Strangers-on-a-Tram meet at Montpellier’s Hotel ‘Richer de Belleval’

Architecture & Design · Travel

You’ve heard of the Hitchcock thriller, Strangers on a Train (1951), in French, L’Inconnu du Nord-Express, starring Robert Walker and Farley Granger, based on a novel by Patricia Highsmith.

But have you heard of “Strangers on a Tram”?

I hadn’t either, not until my visit to the beautiful, historic and aesthetic city of Montpellier in the south of France. I was attending Montpellier Danse, an annual festival now in its 44th year. They have there what we lack in southern California — a functional clean and cheerful means of public transportation above ground.

After a late-evening concert by Ballet de Lorraine, a regional troupe presenting choreography by Michelle Murray and Merce Cunningham, I repaired to the tram station to return to the city center. The next morning I would check into an elegant five-star hotel, Hôtel Richer de Belleval.

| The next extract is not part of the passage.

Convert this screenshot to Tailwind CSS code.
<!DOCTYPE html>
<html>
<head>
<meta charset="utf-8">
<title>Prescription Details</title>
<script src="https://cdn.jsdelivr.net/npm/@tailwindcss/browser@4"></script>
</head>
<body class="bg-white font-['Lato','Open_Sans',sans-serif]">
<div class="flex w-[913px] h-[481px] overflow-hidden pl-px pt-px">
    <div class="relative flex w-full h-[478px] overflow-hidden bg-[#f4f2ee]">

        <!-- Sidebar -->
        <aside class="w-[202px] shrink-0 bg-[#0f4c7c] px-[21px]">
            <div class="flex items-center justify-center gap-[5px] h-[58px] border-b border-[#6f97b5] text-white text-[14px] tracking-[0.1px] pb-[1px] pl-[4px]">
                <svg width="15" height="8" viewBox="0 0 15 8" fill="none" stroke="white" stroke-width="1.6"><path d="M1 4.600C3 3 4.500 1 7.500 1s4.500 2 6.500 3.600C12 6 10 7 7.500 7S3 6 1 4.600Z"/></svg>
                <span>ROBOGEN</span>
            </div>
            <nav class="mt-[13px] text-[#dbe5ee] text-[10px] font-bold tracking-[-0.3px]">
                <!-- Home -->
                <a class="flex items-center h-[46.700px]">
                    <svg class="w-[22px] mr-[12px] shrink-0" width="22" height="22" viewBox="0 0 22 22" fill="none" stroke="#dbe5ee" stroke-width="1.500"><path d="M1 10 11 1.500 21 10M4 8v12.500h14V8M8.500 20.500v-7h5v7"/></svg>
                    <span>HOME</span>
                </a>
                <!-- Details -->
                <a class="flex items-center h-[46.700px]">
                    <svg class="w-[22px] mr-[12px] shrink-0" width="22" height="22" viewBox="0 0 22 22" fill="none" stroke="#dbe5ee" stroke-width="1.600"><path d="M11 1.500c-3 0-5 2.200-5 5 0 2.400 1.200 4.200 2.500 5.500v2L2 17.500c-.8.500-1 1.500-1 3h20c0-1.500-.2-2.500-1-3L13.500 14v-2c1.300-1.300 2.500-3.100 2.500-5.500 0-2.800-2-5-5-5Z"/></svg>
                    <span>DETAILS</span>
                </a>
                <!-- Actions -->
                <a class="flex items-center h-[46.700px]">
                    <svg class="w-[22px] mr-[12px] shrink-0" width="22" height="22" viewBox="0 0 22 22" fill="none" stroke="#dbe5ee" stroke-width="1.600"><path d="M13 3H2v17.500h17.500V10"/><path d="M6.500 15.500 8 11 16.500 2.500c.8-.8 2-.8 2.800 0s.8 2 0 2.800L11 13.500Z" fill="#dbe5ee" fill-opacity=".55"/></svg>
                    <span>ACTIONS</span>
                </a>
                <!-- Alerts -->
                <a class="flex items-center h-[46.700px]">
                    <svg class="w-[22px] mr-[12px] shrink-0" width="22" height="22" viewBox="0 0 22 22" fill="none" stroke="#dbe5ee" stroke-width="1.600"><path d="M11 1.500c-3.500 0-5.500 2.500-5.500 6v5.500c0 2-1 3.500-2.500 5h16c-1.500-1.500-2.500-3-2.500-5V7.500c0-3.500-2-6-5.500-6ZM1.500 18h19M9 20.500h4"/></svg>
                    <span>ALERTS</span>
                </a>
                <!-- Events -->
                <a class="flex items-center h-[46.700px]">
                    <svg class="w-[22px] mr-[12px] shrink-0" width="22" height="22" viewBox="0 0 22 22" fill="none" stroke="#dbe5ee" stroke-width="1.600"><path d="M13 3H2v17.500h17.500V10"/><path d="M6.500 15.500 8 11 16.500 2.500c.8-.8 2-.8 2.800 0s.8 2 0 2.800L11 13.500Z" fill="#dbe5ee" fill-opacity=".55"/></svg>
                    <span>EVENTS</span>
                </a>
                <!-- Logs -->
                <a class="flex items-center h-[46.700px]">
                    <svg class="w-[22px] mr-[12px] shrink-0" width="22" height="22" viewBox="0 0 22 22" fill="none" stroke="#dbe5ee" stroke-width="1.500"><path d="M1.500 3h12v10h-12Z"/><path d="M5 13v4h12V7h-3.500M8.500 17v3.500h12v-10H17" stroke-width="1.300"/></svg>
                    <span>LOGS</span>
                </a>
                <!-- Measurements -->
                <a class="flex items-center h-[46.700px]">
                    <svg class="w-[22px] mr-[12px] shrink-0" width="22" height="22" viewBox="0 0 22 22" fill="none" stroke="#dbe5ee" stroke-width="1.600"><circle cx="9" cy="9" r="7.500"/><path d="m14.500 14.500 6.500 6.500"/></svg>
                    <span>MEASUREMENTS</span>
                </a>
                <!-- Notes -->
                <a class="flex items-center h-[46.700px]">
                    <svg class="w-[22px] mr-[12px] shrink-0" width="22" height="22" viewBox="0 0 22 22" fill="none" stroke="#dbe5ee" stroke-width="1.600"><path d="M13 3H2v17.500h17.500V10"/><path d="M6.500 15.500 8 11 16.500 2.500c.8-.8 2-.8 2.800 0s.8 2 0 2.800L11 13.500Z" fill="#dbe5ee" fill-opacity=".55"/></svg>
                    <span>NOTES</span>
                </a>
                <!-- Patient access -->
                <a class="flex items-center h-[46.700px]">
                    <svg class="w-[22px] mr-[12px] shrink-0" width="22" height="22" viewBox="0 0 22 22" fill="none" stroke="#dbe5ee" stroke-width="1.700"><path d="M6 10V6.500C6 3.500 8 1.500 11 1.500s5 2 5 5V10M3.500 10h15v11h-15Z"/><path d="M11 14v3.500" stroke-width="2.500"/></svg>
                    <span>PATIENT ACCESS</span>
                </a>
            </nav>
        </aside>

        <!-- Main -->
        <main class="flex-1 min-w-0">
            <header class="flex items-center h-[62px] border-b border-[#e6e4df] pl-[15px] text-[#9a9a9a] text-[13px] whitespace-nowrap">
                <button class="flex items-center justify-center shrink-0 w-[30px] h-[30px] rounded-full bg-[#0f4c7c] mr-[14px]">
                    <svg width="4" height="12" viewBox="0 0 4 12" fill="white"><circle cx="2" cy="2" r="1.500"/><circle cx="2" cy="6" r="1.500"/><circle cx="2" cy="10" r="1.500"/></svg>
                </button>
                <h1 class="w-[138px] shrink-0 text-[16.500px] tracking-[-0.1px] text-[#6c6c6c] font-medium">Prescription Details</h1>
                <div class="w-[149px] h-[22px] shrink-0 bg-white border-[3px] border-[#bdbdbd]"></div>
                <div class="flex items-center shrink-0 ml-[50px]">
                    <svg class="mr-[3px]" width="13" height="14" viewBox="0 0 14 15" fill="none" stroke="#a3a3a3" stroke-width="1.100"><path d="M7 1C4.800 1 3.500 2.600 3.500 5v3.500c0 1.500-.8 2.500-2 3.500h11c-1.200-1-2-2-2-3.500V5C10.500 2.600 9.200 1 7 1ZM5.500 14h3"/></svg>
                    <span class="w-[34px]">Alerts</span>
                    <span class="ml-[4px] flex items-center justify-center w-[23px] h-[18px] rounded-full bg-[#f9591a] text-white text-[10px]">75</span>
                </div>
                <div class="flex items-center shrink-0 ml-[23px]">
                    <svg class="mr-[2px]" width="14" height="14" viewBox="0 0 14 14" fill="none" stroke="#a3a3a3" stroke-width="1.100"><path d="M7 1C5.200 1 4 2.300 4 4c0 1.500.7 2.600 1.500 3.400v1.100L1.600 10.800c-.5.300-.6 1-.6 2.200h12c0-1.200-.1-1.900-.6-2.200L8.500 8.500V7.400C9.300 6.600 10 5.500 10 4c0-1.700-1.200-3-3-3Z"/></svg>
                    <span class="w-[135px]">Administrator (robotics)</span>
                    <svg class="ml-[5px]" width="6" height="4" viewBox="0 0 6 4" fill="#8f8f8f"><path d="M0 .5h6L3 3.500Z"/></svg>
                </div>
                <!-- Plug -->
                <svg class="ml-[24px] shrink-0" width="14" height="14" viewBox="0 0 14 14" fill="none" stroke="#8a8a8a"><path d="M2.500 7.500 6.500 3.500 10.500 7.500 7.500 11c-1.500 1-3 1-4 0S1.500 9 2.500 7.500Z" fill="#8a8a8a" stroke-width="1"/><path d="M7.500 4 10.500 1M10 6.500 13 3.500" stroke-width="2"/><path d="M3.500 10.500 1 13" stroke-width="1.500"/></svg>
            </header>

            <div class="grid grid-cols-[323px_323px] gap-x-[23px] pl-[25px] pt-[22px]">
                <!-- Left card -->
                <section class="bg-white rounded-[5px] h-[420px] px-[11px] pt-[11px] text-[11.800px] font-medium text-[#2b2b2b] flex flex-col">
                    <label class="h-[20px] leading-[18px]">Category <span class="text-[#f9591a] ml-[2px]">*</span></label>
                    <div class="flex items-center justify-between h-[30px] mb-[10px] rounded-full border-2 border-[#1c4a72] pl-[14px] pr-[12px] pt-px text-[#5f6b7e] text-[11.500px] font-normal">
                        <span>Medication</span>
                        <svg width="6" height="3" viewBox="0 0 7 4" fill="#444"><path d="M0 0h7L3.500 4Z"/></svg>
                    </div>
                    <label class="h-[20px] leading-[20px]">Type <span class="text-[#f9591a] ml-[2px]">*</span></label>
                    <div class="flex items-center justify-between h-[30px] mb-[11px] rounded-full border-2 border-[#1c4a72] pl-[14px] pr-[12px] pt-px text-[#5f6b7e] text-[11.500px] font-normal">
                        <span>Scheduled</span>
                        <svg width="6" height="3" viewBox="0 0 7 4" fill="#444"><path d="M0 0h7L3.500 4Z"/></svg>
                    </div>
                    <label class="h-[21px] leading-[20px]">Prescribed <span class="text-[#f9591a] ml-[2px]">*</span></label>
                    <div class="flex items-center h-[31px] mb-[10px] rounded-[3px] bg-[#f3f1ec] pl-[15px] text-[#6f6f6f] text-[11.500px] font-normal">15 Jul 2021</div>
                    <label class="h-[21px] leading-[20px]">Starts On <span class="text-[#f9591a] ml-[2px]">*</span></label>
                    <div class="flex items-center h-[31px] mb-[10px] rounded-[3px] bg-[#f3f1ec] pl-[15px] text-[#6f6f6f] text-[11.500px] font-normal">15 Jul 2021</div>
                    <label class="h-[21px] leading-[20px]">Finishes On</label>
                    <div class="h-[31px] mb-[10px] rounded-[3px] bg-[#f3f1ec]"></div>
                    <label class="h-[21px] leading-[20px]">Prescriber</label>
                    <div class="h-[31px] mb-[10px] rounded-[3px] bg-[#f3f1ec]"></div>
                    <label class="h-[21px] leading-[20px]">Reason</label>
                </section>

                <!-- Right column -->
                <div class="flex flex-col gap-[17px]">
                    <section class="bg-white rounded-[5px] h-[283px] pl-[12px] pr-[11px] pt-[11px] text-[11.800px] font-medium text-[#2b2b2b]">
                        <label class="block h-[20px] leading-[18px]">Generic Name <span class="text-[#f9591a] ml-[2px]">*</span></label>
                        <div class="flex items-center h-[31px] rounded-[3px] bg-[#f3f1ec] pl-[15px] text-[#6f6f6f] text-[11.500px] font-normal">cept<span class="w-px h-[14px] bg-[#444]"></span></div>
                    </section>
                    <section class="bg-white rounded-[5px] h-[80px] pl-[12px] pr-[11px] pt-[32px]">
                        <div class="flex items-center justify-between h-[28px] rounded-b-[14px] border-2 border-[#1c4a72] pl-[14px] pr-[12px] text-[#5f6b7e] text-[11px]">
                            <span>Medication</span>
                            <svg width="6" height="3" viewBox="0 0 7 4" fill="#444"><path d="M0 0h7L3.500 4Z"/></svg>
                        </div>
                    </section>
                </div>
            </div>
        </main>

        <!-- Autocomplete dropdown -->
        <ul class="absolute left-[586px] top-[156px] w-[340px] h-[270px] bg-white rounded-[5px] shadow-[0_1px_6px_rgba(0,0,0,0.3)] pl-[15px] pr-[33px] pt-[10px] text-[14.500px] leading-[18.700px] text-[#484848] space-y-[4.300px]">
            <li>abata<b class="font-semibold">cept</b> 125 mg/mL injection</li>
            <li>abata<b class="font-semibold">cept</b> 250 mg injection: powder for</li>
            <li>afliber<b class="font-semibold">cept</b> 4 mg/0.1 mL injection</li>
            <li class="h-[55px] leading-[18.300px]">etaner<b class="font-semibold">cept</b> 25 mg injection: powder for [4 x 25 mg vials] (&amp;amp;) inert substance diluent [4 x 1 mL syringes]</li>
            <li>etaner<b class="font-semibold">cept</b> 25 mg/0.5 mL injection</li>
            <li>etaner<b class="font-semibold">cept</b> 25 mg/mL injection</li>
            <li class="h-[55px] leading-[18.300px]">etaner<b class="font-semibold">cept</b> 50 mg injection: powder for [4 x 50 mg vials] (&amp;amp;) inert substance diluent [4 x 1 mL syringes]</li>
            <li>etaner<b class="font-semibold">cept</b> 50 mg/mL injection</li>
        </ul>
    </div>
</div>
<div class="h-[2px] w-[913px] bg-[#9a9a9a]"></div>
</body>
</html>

michelle murray work, ballet lorraine, montpellier danse 2024

At the tram stop a young man, too, awaited his tram. We chatted. He said he was just finishing his shift as a bartender in a local hotel. I pictured him as a hardworking student, having a night gig, possibly employed in one of scores of tourist hotels in this charming French city. We spoke at some length before his tram arrived and wished each other a good evening.

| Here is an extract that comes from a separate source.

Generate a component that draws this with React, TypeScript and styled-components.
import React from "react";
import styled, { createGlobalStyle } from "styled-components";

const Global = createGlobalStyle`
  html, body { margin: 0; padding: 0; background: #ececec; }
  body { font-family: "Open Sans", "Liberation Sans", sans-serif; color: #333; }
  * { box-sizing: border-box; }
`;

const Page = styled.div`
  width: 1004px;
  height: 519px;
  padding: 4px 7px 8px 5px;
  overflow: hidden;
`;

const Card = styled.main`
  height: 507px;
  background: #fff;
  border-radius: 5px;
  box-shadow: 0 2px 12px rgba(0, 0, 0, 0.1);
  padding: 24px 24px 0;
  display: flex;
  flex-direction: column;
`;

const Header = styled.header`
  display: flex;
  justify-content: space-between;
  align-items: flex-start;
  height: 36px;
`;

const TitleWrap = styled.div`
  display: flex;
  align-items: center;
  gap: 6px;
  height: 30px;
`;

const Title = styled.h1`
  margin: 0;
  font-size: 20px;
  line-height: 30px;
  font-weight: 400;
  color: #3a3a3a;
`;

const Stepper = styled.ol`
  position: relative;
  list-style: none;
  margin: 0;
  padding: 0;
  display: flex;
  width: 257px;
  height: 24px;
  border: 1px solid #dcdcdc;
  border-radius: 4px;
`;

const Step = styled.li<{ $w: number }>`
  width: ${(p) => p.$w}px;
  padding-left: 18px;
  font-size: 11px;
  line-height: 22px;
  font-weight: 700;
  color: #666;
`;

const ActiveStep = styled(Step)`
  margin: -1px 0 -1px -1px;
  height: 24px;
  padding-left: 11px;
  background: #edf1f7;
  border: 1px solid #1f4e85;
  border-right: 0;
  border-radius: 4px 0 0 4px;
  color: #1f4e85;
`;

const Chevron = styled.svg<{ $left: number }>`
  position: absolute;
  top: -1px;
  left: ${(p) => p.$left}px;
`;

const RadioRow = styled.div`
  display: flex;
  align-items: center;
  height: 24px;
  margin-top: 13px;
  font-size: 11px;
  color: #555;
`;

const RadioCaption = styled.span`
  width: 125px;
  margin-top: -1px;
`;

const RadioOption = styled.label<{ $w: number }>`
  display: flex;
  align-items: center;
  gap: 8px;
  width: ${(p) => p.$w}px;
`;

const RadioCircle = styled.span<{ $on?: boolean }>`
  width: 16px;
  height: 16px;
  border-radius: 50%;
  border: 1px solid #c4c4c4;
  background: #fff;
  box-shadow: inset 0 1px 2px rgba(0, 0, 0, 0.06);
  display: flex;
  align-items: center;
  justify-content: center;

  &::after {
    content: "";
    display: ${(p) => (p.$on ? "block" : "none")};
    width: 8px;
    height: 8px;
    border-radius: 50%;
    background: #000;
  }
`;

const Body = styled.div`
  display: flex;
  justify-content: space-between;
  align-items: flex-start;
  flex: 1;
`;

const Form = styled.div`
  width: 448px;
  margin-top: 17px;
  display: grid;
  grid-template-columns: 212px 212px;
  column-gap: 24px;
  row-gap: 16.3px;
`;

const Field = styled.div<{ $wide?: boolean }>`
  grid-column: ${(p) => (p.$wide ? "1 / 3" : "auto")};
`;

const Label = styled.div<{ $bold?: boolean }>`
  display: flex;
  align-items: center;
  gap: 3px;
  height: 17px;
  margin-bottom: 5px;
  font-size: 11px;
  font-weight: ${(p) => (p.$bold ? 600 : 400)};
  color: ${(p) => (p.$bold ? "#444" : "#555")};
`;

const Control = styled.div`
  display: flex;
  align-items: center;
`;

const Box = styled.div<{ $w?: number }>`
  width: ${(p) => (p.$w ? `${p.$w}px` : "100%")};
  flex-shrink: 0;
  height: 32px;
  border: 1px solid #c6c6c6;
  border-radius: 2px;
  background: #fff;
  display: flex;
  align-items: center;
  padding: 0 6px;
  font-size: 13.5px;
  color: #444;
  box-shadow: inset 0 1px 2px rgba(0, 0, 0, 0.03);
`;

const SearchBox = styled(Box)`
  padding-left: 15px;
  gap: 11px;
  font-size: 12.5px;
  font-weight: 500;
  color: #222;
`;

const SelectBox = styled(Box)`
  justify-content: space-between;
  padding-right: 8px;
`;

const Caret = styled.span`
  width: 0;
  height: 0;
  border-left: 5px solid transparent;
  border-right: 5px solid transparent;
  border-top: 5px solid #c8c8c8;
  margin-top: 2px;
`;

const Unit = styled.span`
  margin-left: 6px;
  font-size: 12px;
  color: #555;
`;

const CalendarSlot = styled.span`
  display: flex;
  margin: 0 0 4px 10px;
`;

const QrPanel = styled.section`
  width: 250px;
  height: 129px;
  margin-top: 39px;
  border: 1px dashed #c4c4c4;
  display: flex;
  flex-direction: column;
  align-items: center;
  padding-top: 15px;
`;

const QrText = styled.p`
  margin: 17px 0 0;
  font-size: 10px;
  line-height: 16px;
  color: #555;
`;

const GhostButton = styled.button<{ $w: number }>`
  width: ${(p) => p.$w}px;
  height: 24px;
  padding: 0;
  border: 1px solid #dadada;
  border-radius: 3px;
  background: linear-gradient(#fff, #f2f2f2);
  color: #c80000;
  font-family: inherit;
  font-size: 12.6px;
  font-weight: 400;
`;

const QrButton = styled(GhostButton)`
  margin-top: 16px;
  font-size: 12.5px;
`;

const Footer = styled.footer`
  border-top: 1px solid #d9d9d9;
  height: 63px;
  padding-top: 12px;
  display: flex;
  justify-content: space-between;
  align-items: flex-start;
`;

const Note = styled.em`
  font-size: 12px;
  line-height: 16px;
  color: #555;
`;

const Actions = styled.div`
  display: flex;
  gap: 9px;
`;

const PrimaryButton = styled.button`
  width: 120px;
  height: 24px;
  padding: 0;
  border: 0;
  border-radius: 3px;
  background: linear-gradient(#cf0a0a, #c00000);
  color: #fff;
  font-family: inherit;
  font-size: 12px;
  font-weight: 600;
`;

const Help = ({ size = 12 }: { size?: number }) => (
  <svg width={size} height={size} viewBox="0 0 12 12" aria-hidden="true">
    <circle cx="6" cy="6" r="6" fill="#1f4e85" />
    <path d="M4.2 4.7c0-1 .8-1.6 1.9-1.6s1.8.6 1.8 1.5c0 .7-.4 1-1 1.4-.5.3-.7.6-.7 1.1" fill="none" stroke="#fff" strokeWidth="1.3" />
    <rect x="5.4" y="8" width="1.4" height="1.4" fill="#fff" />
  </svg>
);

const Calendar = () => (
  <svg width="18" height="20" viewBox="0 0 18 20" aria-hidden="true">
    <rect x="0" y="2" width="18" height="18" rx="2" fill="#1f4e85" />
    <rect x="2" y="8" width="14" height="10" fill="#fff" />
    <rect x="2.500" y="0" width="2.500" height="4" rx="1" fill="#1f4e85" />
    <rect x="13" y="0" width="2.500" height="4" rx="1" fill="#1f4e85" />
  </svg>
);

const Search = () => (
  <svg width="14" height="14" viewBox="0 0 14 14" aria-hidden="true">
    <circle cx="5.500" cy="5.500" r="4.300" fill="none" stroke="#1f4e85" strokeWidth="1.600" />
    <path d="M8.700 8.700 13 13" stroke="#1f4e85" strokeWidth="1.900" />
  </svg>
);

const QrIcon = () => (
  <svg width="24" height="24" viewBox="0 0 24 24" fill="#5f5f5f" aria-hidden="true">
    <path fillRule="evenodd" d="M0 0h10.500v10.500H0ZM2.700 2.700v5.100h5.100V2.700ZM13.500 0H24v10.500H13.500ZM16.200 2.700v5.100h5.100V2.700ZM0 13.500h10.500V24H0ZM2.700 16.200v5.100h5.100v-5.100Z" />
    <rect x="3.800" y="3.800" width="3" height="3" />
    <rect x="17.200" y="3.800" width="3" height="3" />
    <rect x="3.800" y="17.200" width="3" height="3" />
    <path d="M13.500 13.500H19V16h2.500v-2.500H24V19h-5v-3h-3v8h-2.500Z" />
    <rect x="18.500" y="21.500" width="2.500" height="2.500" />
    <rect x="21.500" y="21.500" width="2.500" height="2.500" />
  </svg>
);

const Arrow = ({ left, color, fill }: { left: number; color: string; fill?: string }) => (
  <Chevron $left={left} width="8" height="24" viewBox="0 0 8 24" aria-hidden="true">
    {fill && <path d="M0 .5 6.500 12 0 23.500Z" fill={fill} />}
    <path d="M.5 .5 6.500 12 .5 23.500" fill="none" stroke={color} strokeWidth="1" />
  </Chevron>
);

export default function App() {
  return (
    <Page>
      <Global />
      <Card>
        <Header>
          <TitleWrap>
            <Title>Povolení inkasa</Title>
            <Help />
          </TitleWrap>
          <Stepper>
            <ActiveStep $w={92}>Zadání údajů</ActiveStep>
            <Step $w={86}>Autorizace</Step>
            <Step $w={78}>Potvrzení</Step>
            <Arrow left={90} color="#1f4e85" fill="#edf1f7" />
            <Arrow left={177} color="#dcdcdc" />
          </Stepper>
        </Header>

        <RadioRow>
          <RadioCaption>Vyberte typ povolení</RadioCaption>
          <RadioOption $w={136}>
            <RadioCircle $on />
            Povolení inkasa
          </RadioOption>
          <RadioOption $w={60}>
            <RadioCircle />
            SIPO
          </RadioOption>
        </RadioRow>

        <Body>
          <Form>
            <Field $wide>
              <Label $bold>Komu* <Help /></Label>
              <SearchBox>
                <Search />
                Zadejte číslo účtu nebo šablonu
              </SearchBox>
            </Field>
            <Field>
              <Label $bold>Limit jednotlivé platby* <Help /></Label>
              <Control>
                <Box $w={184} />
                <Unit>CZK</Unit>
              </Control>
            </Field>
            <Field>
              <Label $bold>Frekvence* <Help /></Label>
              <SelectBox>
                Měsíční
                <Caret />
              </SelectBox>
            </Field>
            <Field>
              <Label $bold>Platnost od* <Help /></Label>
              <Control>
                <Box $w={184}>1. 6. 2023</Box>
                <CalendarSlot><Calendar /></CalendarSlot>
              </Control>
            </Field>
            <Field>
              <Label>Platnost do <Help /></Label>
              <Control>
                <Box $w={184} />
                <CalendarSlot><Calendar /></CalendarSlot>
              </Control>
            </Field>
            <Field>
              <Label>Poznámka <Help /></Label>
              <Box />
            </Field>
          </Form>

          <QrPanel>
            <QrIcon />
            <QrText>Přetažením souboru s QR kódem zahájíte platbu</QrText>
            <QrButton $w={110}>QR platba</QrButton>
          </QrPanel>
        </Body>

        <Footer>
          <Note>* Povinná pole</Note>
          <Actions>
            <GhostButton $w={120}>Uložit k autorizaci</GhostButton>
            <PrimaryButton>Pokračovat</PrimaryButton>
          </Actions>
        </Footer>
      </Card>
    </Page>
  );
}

relais et chateaux richer de belleval hotel & bar

The next morning, I indeed checked into the “Richer,” an exquisite former hotel particulier (well-to-do personal home), and more recently a city hall. I was toured through the structure’s many beautiful artistic nooks and crannies. I saw artist Jim Dine’s heart collage in the entry lobby. I saw the crazy quilt of tapestry outside my Chamber #7. I visited Le Jardin des Sens des Frères Pourcel, a Guide Michelin Gastronomique étoilé restaurant, overseen by twin chefs, Jacques & Laurent Pourcel.

I visited the hotel’s spectacular lobby bar. Looking upward, I gazed at the historic chamber’s ceiling installation, an extraordinary artwork constructed of the wings of beetles! Flemish artist Jan Fabre created Hommage à un esprit libre (Homage to a Free Spirit): a work inspired by the botanical plates of Pierre Richer de Belleval, the king’s physician who created the first Botanical Gardens in France in Montpellier in the 16th century.

Gobsmacked by Fabre’s work, I was thrown into further confusion when a familiar-looking young man approached. Dressed in his bartender’s service He was a doppleganger for the young man on the tram. Taken aback and confused, I fumbled. “Amazing!” I said to him. “I just met someone looking a lot like you! He is a bartender too. Do you have a brother? A jumeau? A twin?”

And he cried, “It was me!”

Incroyable. Just one of the many felicitous encounters in my marvelous recent visit to Montpellier.